The planning requirements under the new §526 are very similar to those found in HR 1073. It would require the DHS National Protection and Programs Directorate to:

Include EM threats in national planning frameworks; and
Conduct outreach to educate owners and operators of critical infrastructure, emergency planners, and emergency response providers at all levels of government regarding EM threats.

Restricting DHS Activity

The final two sections of the bill limit the ability of DHS to effectively complete any of the above actions. Section 4 specifically denies DHS any regulatory authority to advance EMP protections. Section 5 specifically requires DHS to execute the actions discussed above with funds currently appropriated to the Department.

Moving Forward

Johnson is the Chair of the Senate Homeland Security and Governmental Affairs Committee so he certainly has the political pull to move this bill forward. In fact, the bill was marked up in a Committee business meeting this week. Unfortunately, because the way the Senate does their business the substitute language adopted by the Committee is not posted to the Committee web site like we see in the House. This means that we will have to wait for the Committee Report on the bill to see what changes were made.

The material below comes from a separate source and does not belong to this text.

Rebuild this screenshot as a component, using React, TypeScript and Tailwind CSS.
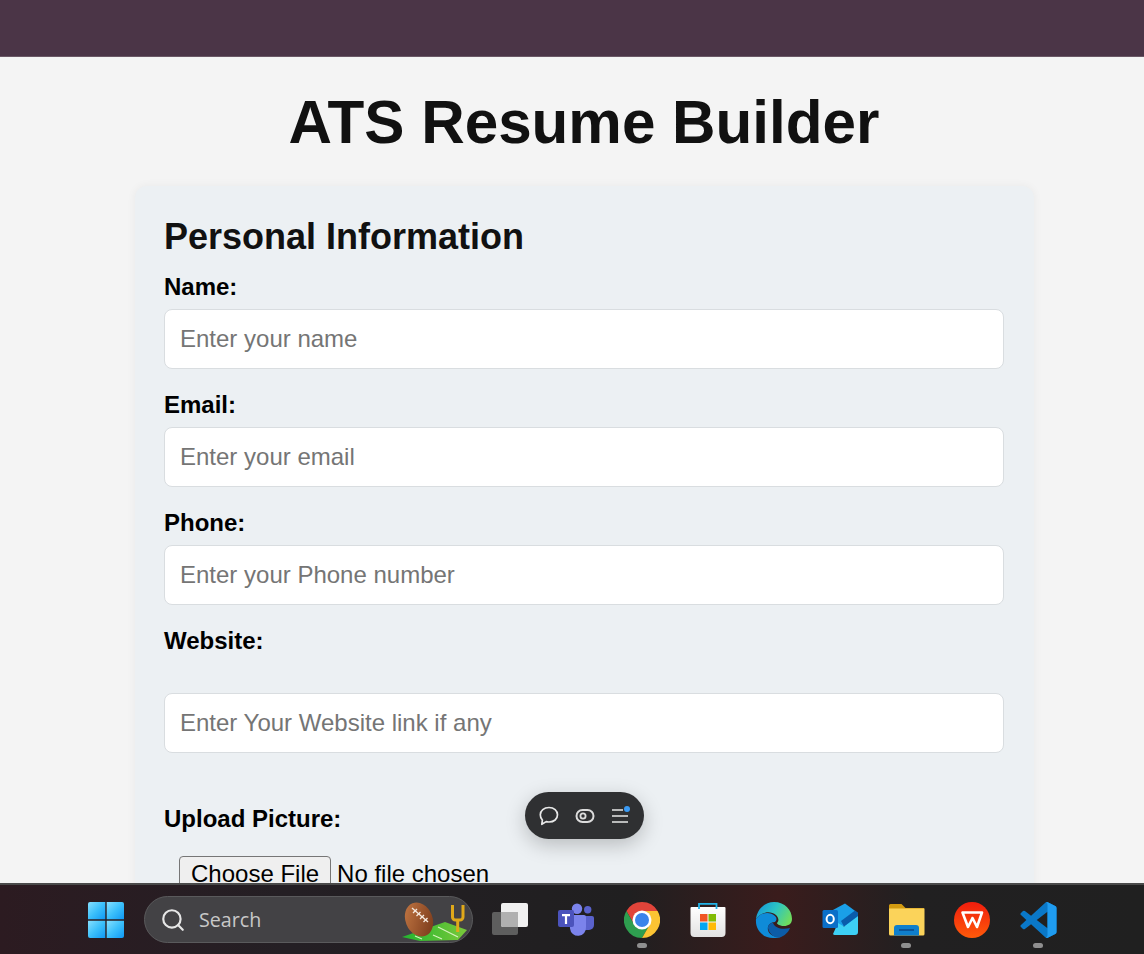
import React from "react";
import { Search } from "lucide-react";

function Field({ label, placeholder, labelGap = "mb-[8px]", rowGap = "mb-[22px]" }: { label: string; placeholder: string; labelGap?: string; rowGap?: string }) {
  return (
    <div className={rowGap}>
      <label className={`block text-[24px] leading-[28px] font-bold text-black ${labelGap}`}>{label}</label>
      <input
        type="text"
        placeholder={placeholder}
        className="block w-full h-[60px] px-[15px] bg-white border border-[#d9dde0] rounded-[8px] text-[24px] placeholder:text-[#757575] outline-none"
      />
    </div>
  );
}

function WindowsIcon() {
  return (
    <svg width="36" height="36" viewBox="0 0 36 36">
      <defs>
        <linearGradient id="win" x1="0" y1="0" x2="1" y2="1">
          <stop offset="0" stopColor="#86e0ff" />
          <stop offset="0.5" stopColor="#3cc0fb" />
          <stop offset="1" stopColor="#0f98f5" />
        </linearGradient>
      </defs>
      <path d="M2 0h15.300v17.300H0V2a2 2 0 0 1 2-2z" fill="url(#win)" />
      <path d="M18.700 0H34a2 2 0 0 1 2 2v15.300H18.700z" fill="url(#win)" />
      <path d="M0 18.700h17.300V36H2a2 2 0 0 1-2-2z" fill="url(#win)" />
      <path d="M18.700 18.700H36V34a2 2 0 0 1-2 2H18.700z" fill="url(#win)" />
    </svg>
  );
}

function FootballArt() {
  return (
    <svg width="70" height="42" viewBox="0 0 70 42" className="absolute right-[2px] top-[3px]">
      <defs>
        <linearGradient id="ball" x1="0" y1="0" x2="1" y2="1">
          <stop offset="0" stopColor="#c67a45" />
          <stop offset="1" stopColor="#733417" />
        </linearGradient>
        <linearGradient id="field" x1="0" y1="0" x2="1" y2="0">
          <stop offset="0" stopColor="#22b52f" />
          <stop offset="1" stopColor="#7ac93a" />
        </linearGradient>
      </defs>
      <path d="M2 37 L45 22 L67 30 L58 40 L20 41 Z" fill="url(#field)" />
      <path d="M38 27l20 10M15 36l7 3M33 35l9 4" stroke="#d6f2bd" strokeWidth="1.200" />
      <path d="M57.700 20v12" stroke="#e0a91a" strokeWidth="3" />
      <path d="M52.500 5v12a3 3 0 0 0 3 3h4.500a3 3 0 0 0 3-3V5" fill="none" stroke="#e0a91a" strokeWidth="3" />
      <ellipse cx="19" cy="19.500" rx="13.500" ry="17.500" transform="rotate(-22 19 19.500)" fill="url(#ball)" />
      <path d="M12 8l16 14" stroke="#f5e9df" strokeWidth="1.300" />
      <path d="M13 13l4-4M16.500 16l4-4M20 19l4-4M23.500 22l4-4" stroke="#f5e9df" strokeWidth="1.300" />
    </svg>
  );
}

function TaskViewIcon() {
  return (
    <svg width="38" height="36" viewBox="0 0 38 36">
      <rect x="1" y="10" width="26" height="23" rx="2" fill="#5e5e5e" />
      <rect x="10" y="1" width="27" height="24" rx="2" fill="#f0f0f0" />
      <path d="M10 10h17v15H12a2 2 0 0 1-2-2z" fill="#b0b0b0" />
    </svg>
  );
}

function TeamsIcon() {
  return (
    <svg width="38" height="36" viewBox="0 0 38 36">
      <circle cx="30.700" cy="7.700" r="3.700" fill="#5a62cc" />
      <path d="M27 14h8a2 2 0 0 1 2 2v7a5 5 0 0 1-5 5h-5z" fill="#5a62cc" />
      <circle cx="20" cy="6.700" r="5.200" fill="#7b83eb" />
      <path d="M12 13h15a2 2 0 0 1 2 2v10a8 8 0 0 1-16 1.500z" fill="#7b83eb" />
      <rect x="1" y="8" width="16" height="17" rx="2" fill="#4b53bc" />
      <path d="M5 12h8v2.200h-2.900V22H7.900v-7.800H5z" fill="#fff" />
    </svg>
  );
}

function ChromeIcon() {
  return (
    <svg width="36" height="36" viewBox="0 0 36 36">
      <path d="M18 0A18 18 0 0 1 33.600 9H18A9 9 0 0 0 10.200 22.500L2.400 9A18 18 0 0 1 18 0z" fill="#e0443a" />
      <path d="M2.400 9A18 18 0 0 0 18 36L25.800 22.500A9 9 0 0 1 10.200 22.500z" fill="#2e9e4f" />
      <path d="M33.600 9A18 18 0 0 1 18 36L25.800 22.500A9 9 0 0 0 18 9z" fill="#fcc433" />
      <circle cx="18" cy="18" r="9.500" fill="#fff" />
      <circle cx="18" cy="18" r="7" fill="#3a84ea" />
    </svg>
  );
}

function StoreIcon() {
  return (
    <svg width="36" height="36" viewBox="0 0 36 36">
      <defs>
        <linearGradient id="bag" x1="0" y1="0" x2="0" y2="1">
          <stop offset="0" stopColor="#ffffff" />
          <stop offset="1" stopColor="#e2e2e2" />
        </linearGradient>
      </defs>
      <path d="M1.500 5h33a1 1 0 0 1 1 1v25a4 4 0 0 1-4 4h-27a4 4 0 0 1-4-4V6a1 1 0 0 1 1-1z" fill="url(#bag)" />
      <path d="M9 7V1.800h17.500V7" fill="none" stroke="#22b4e8" strokeWidth="1.800" />
      <rect x="10" y="12" width="7.500" height="7.500" fill="#f05423" />
      <rect x="18.500" y="12" width="7.500" height="7.500" fill="#81bb05" />
      <rect x="10" y="20.500" width="7.500" height="7.500" fill="#05a6f0" />
      <rect x="18.500" y="20.500" width="7.500" height="7.500" fill="#ffba08" />
    </svg>
  );
}

function EdgeIcon() {
  return (
    <svg width="38" height="36" viewBox="0 0 38 36">
      <defs>
        <linearGradient id="edgeTop" x1="0" y1="0.200" x2="1" y2="0.600">
          <stop offset="0" stopColor="#1597d8" />
          <stop offset="0.500" stopColor="#2cc4c4" />
          <stop offset="1" stopColor="#6fdc5f" />
        </linearGradient>
      </defs>
      <path d="M1 17C2 7 10 0 19 0c11 0 18 8 18 17 0 5-4 7-8 7-4 0-7-2-7-3 2-2 2-5-1-8C15 8 6 10 1 17z" fill="url(#edgeTop)" />
      <path d="M1 17c5-7 14-8 19-3 2 2 2 4 0 6-5 0-8 4-7 8 1 5 7 8 14 6-3 2-6 2-9 2C8 36 0 28 1 17z" fill="#0f8bd8" />
      <path d="M13 26c0-3 2-5 5-5 2 5 9 7 17 5-2 5-6 8-10 9.500-7 .5-11-4.500-12-9.500z" fill="#0c5ca8" />
    </svg>
  );
}

function OutlookIcon() {
  return (
    <svg width="38" height="36" viewBox="0 0 38 36">
      <path d="M10 9 L24 1.500 L37 11 V24 H14z" fill="#1a9fe8" />
      <path d="M12 32 L17 21 L23 24.500 L37 14 V30a3 3 0 0 1-3 3H14a2 2 0 0 1-2-1z" fill="#3dd0f5" />
      <path d="M20 19 L34 8.500 L37 11 V14 L23 24.500z" fill="#0a5cab" />
      <rect x="1.500" y="8" width="15.500" height="18" rx="1.500" fill="#0a6fc8" />
      <ellipse cx="9.200" cy="17" rx="3.600" ry="4.200" fill="none" stroke="#fff" strokeWidth="2" />
    </svg>
  );
}

function ExplorerIcon() {
  return (
    <svg width="38" height="36" viewBox="0 0 38 36">
      <path d="M3.500 2h11l4 4H37v8H2V3.500A1.500 1.500 0 0 1 3.500 2z" fill="#d29a10" />
      <path d="M2 6.500h35.500V32a1.500 1.500 0 0 1-1.500 1.500H3.500A1.500 1.500 0 0 1 2 32z" fill="#fbd35a" />
      <path d="M7 33.500V26a3 3 0 0 1 3-3h19a3 3 0 0 1 3 3v7.500z" fill="#0f7fcc" />
      <path d="M12 28h15" stroke="#0a4c8c" strokeWidth="1.600" />
    </svg>
  );
}

function WpsIcon() {
  return (
    <svg width="36" height="36" viewBox="0 0 36 36">
      <defs>
        <linearGradient id="wps" x1="0" y1="0" x2="0" y2="1">
          <stop offset="0" stopColor="#f01d0d" />
          <stop offset="1" stopColor="#ff5a0a" />
        </linearGradient>
      </defs>
      <circle cx="18" cy="18" r="18" fill="url(#wps)" />
      <path d="M8.500 10.500H28L23 25l-4.500-9-4.500 9z" fill="none" stroke="#fff" strokeWidth="2.600" strokeLinejoin="round" />
    </svg>
  );
}

function VSCodeIcon() {
  return (
    <svg width="37" height="36" viewBox="0 0 100 100">
      <path
        fillRule="evenodd"
        d="M70.900 99.300a6.200 6.200 0 0 0 4.960-.19l20.600-9.900a6.250 6.250 0 0 0 3.540-5.630V16.400a6.250 6.250 0 0 0-3.540-5.630L75.830.87a6.220 6.220 0 0 0-7.100 1.210L29.350 38.040 12.180 25a4.160 4.160 0 0 0-5.320.24l-5.500 5a4.170 4.170 0 0 0 0 6.160L16.250 50 1.360 63.600a4.170 4.170 0 0 0 0 6.160l5.500 5a4.160 4.160 0 0 0 5.320.24l17.170-13.040L68.730 97.920a6.220 6.220 0 0 0 2.170 1.380zM75.020 27.300 45.110 50 75.020 72.700V27.300z"
        fill="#0a78c8"
      />
      <path d="M71 .3 75.830.87l20.630 9.900a6.250 6.250 0 0 1 3.540 5.630v67.180a6.250 6.250 0 0 1-3.540 5.630l-20.600 9.900a6.200 6.200 0 0 1-4.960.19C73.500 97.500 75 95 75 92V8c0-3-1.500-6-4-7.700z" fill="#1f9cf0" />
    </svg>
  );
}

const taskApps = [
  { key: "teams", icon: <TeamsIcon />, open: false },
  { key: "chrome", icon: <ChromeIcon />, open: true },
  { key: "store", icon: <StoreIcon />, open: false },
  { key: "edge", icon: <EdgeIcon />, open: false },
  { key: "outlook", icon: <OutlookIcon />, open: false },
  { key: "explorer", icon: <ExplorerIcon />, open: true },
  { key: "wps", icon: <WpsIcon />, open: false },
  { key: "vscode", icon: <VSCodeIcon />, open: true },
];

export default function App() {
  return (
    <div className="relative h-[954px] w-[1144px] overflow-hidden flex flex-col bg-[#f4f4f4] font-['Liberation_Sans',Arial,sans-serif]">
      <header className="h-[57px] shrink-0 bg-[#4b3547] border-b border-[#6a5866]" />

      <main className="flex-1 min-h-0 overflow-hidden">
        <h1 className="pt-[31px] pl-[24px] mb-[29px] text-center text-[60.2px] leading-[69px] font-bold text-[#111]">ATS Resume Builder</h1>
        <section className="w-[899px] ml-[135px] rounded-[12px] bg-[#ecf0f3] pl-[29px] pr-[30px] py-[29px] shadow-[0_0_10px_rgba(0,0,0,0.05)]">
          <h2 className="text-[36px] leading-[41px] font-bold text-[#111] mb-[16px] mt-[1px]">Personal Information</h2>
          <Field label="Name:" placeholder="Enter your name" />
          <Field label="Email:" placeholder="Enter your email" />
          <Field label="Phone:" placeholder="Enter your Phone number" />
          <Field label="Website:" placeholder="Enter Your Website link if any" labelGap="mb-[38px]" rowGap="mb-[52px]" />
          <label className="block text-[24px] leading-[28px] font-bold text-black mb-[8px]">Upload Picture:</label>
          <input
            type="file"
            className="block w-full p-[15px] text-[24px] leading-[28px] text-black file:mr-[6px] file:px-[11px] file:pt-[3px] file:pb-[1px] file:border file:border-solid file:border-[#767676] file:rounded-[4px] file:bg-[#efefef] file:text-black"
          />
        </section>
      </main>

      <div className="absolute left-[525px] top-[792px] w-[119px] h-[47px] rounded-full bg-[#2f3032] shadow-[0_6px_20px_rgba(0,0,0,0.22)] flex items-center pl-[14px] gap-[16px]">
        <svg width="20" height="20" viewBox="0 0 20 20" fill="none" stroke="#e8e8e8" strokeWidth="1.700">
          <path d="M10 1.500c5 0 8.500 3 8.500 7.300S15 16 10 16c-1 0-2-.1-2.800-.4L2.800 18.300l.6-4.200C2 12.800 1.300 11 1.300 8.800 1.300 4.500 5 1.500 10 1.500z" strokeLinejoin="round" />
        </svg>
        <svg width="20" height="20" viewBox="0 0 20 20" fill="none" stroke="#dcdcdc" strokeWidth="2">
          <rect x="1.500" y="4" width="17" height="12" rx="6" />
          <circle cx="8" cy="10" r="2.600" strokeWidth="1.800" />
        </svg>
        <div className="relative">
          <svg width="18" height="20" viewBox="0 0 18 20" fill="none" stroke="#e8e8e8" strokeWidth="1.700">
            <path d="M1 4h11M1 10h16M1 16h16" />
          </svg>
          <span className="absolute right-[-1px] top-[0px] w-[6px] h-[6px] rounded-full bg-[#3b9bf5]" />
        </div>
      </div>

      <footer className="relative h-[71px] shrink-0 border-t-2 border-[#4a4a4a] flex items-center pl-[73px] bg-[linear-gradient(90deg,#2c1b21_0%,#241f24_25%,#201f20_55%,#3a1c1c_68%,#212021_80%,#202020_100%)]">
        <button className="w-[66px] h-[50px] flex items-center justify-center">
          <WindowsIcon />
        </button>
        <div className="relative ml-[5px] w-[329px] h-[47px] rounded-full bg-[#434245] border border-[#5a5a5c] flex items-center pl-[15px]">
          <Search size={26} color="#e6e6e6" strokeWidth={2} />
          <span className="ml-[13px] text-[19.7px] text-[#c8c8c8] font-['Open_Sans',sans-serif]">Search</span>
          <FootballArt />
        </div>
        <button className="ml-[4px] w-[66px] h-[50px] flex items-center justify-center">
          <TaskViewIcon />
        </button>
        {taskApps.map((app) => (
          <div key={app.key} className="relative w-[66px] h-[50px] flex items-center justify-center">
            {app.icon}
            {app.open && <span className="absolute left-[28px] bottom-[-3px] w-[10px] h-[5px] rounded-full bg-[#8f8f8f]" />}
          </div>
        ))}
      </footer>
    </div>
  );
}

It will be interesting to see if Johnson is interested enough in this bill to put his political will forth to move the bill to the floor of the Senate. If it gets there, this bill will likely be passed by a bipartisan majority since it deals with a potentially catastrophic event, but does not require new regulations, nor will it cost any new money.


EMP threats are the classic black swan event; absolutely catastrophic consequences but very low probability of occurrence. A cataclysmic geomagnetic storm has about the same probability of happening as a major comet/asteroid strike on the Earth. The difference between the two type of events is significant; we will see a comet/asteroid strike coming and may be able to take actions to prevent the strike. Any warning for a geomagnetic storm will be quite short.

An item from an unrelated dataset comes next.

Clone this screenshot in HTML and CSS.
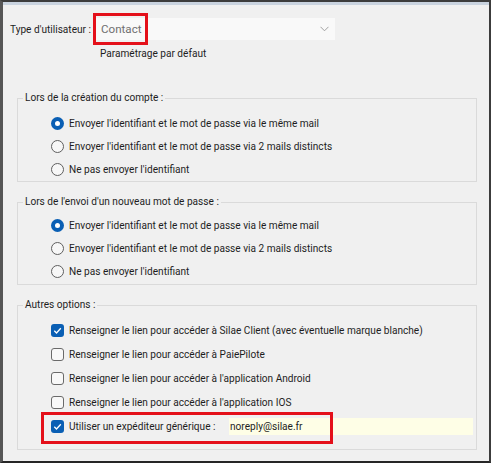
FILE: index.html
```html
<!DOCTYPE html>
<html lang="fr">
<head>
<meta charset="utf-8">
<link rel="stylesheet" href="styles.css">
</head>
<body>
<div class="window">
  <div class="type-grid">
    <span class="type-label">Type d'utilisateur :</span>
    <div class="combo">
      <span class="combo-value">Contact</span>
      <svg class="chevron" width="9" height="6" viewBox="0 0 9 6"><path d="M0.5 0.8 L4.5 4.8 L8.5 0.8" fill="none" stroke="#a0a0a0" stroke-width="1"/></svg>
      <span class="highlight hl-contact"></span>
    </div>
    <span class="default-note">Paramétrage par défaut</span>
  </div>

  <fieldset class="group g1">
    <legend>Lors de la création du compte :</legend>
    <label class="opt"><span class="radio checked"></span>Envoyer l'identifiant et le mot de passe via le même mail</label>
    <label class="opt"><span class="radio"></span>Envoyer l'identifiant et le mot de passe via 2 mails distincts</label>
    <label class="opt"><span class="radio"></span>Ne pas envoyer l'identifiant</label>
  </fieldset>

  <fieldset class="group g2">
    <legend>Lors de l'envoi d'un nouveau mot de passe :</legend>
    <label class="opt"><span class="radio checked"></span>Envoyer l'identifiant et le mot de passe via le même mail</label>
    <label class="opt"><span class="radio"></span>Envoyer l'identifiant et le mot de passe via 2 mails distincts</label>
    <label class="opt"><span class="radio"></span>Ne pas envoyer l'identifiant</label>
  </fieldset>

  <fieldset class="group g3">
    <legend>Autres options :</legend>
    <label class="opt chk-row"><span class="check checked"><svg width="13" height="13" viewBox="0 0 13 13"><path d="M3.3 6.8 L5.5 9 L9.8 4.3" fill="none" stroke="#fff" stroke-width="1.3"/></svg></span>Renseigner le lien pour accéder à Silae Client (avec éventuelle marque blanche)</label>
    <label class="opt chk-row"><span class="check"></span>Renseigner le lien pour accéder à PaiePilote</label>
    <label class="opt chk-row"><span class="check"></span>Renseigner le lien pour accéder à l'application Android</label>
    <label class="opt chk-row"><span class="check"></span>Renseigner le lien pour accéder à l'application IOS</label>
    <div class="opt chk-row sender">
      <span class="check checked"><svg width="13" height="13" viewBox="0 0 13 13"><path d="M3.3 6.8 L5.5 9 L9.8 4.3" fill="none" stroke="#fff" stroke-width="1.3"/></svg></span>
      <span class="sender-label">Utiliser un expéditeur générique :</span>
      <span class="sender-input">noreply@silae.fr</span>
      <span class="highlight hl-sender"></span>
    </div>
  </fieldset>
</div>
</body>
</html>
```

FILE: styles.css
```css
* { box-sizing: border-box; }
html, body { margin: 0; padding: 0; }
body {
  width: 491px;
  height: 463px;
  background: #3a3a3a;
  font-family: Roboto, "Noto Sans", "Liberation Sans", sans-serif;
  font-size: 10.1px;
  color: #1e1e1e;
}
.window {
  width: 491px;
  height: 463px;
  background: #f0f0f0;
  border-top: 2px solid #3c3c3c;
  border-left: 3px solid #565656;
  border-right: 2px solid #3c3c3c;
  border-bottom: 2px solid #262626;
  box-shadow: inset 0 3px 0 #c9d3df;
  padding: 16px 12px 0 14px;
  position: relative;
}
.type-grid {
  display: grid;
  grid-template-columns: 82px 239px;
  column-gap: 4px;
  row-gap: 6px;
  align-items: center;
  margin-left: -7px;
}
.type-label { white-space: nowrap; }
.combo {
  position: relative;
  height: 22px;
  background: #f9f9f9;
  display: flex;
  align-items: center;
  padding-left: 5px;
}
.combo-value {
  color: #707070;
  font-size: 11.6px;
  flex: 1;
}
.chevron { margin-right: 6px; }
.default-note {
  grid-column: 2;
  padding-left: 4px;
  line-height: 16px;
}
.highlight {
  position: absolute;
  border: 3px solid #e4101a;
  pointer-events: none;
}
.hl-contact { left: -3px; top: -5px; width: 55px; height: 32px; }
.group {
  margin: 0;
  border: 1px solid #dadada;
  padding: 0;
  width: 460px;
}
.group legend {
  padding: 0 2px;
  margin-left: 5px;
  line-height: 14px;
}
.g1 { margin-top: 29px; padding-top: 7px; padding-bottom: 0; }
.g2 { margin-top: 13px; padding-top: 5px; padding-bottom: 1px; }
.g3 { margin-top: 13px; padding-top: 6px; padding-bottom: 11px; }
.opt {
  display: flex;
  align-items: center;
  height: 23px;
  padding-left: 33px;
  white-space: nowrap;
}
.chk-row { height: 24px; }
.radio {
  width: 13px;
  height: 13px;
  border-radius: 50%;
  border: 1px solid #5f5f5f;
  background: #f7f7f7;
  margin-right: 5px;
  flex: none;
}
.radio.checked {
  border: none;
  background: #0a5fb4;
  position: relative;
}
.radio.checked::after {
  content: "";
  position: absolute;
  left: 4px; top: 4px;
  width: 5px; height: 5px;
  border-radius: 50%;
  background: #fff;
}
.check {
  width: 13px;
  height: 13px;
  border-radius: 3px;
  border: 1px solid #6a6a6a;
  background: #f8f8f8;
  margin-right: 5px;
  flex: none;
  display: flex;
}
.check.checked { border: none; background: #0a5fb4; }
.sender { position: relative; }
.sender-label { width: 160px; }
.sender-input {
  width: 244px;
  height: 17px;
  background: #fefee6;
  display: flex;
  align-items: center;
  padding-left: 1px;
}
.hl-sender { left: 23px; top: -2px; width: 292px; height: 32px; }
```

The problem of a man-made EMP event of national significance has been widely overblown. Yes a properly designed nuclear weapon detonation very high over the heartland would very likely result in a catastrophic national-level EMP event. Fortunately, the old Cold War, strategy for preventing such an event is still in place; mutually assured destruction. Long before the weapon reached it detonation point, the massive counterstrike of our nuclear triad would be in route to the country that launched that missile. There are much more deniable methods for our nuclear missile capable adversaries to take out our electric grid infrastructure.

The other main problem with the current efforts to protect the Homeland against a catastrophic EMP event is that they are quite frankly a waste of time. Even if we were able to protect the electric grid from such an event (a very expensive and technologically iffy proposition at best) it would still not stop the virtual destruction of our country. That is because an EMP event of the requisite magnitude would also destroy almost every civilian (and many military) microprocessors in the country. No modern vehicles would be running, no communications would be functioning, no distribution systems would be operating, almost all modern electronic gadgets, widgets and dodads would be dead because their microelectronic circuits would be fried beyond redemption. It would be the ‘end of civilization as we know it’. And the scope of that electronic cataclysm gets worse every day as the internet of things expands.

I am much more concerned about the tactical level EMP event like that seen in the Oceans 11 (2001 remake) movie. A portable electromagnetic device is used to create a localized EMP event. The resulting local chaos would then be used to cover a more common type of terror attack that would be made more effective by a very reduced response due to the lack of communication and physical response capability. But even this type of event is currently at almost the science fiction level possibility, these types of devices would be large, cumbersome and require a large energy source.

Having said all of that, I understand the congressional fascination with EMP events. They are conceivably a societal level cataclysm and no one wants history to record that they did not attempt to do something to prevent them. Unfortunately, because no funding is made available for the work required, this bill will only take resources away from other problems that have a much higher probability of occurrence and it will do nothing to mitigate the underlying EMP problem.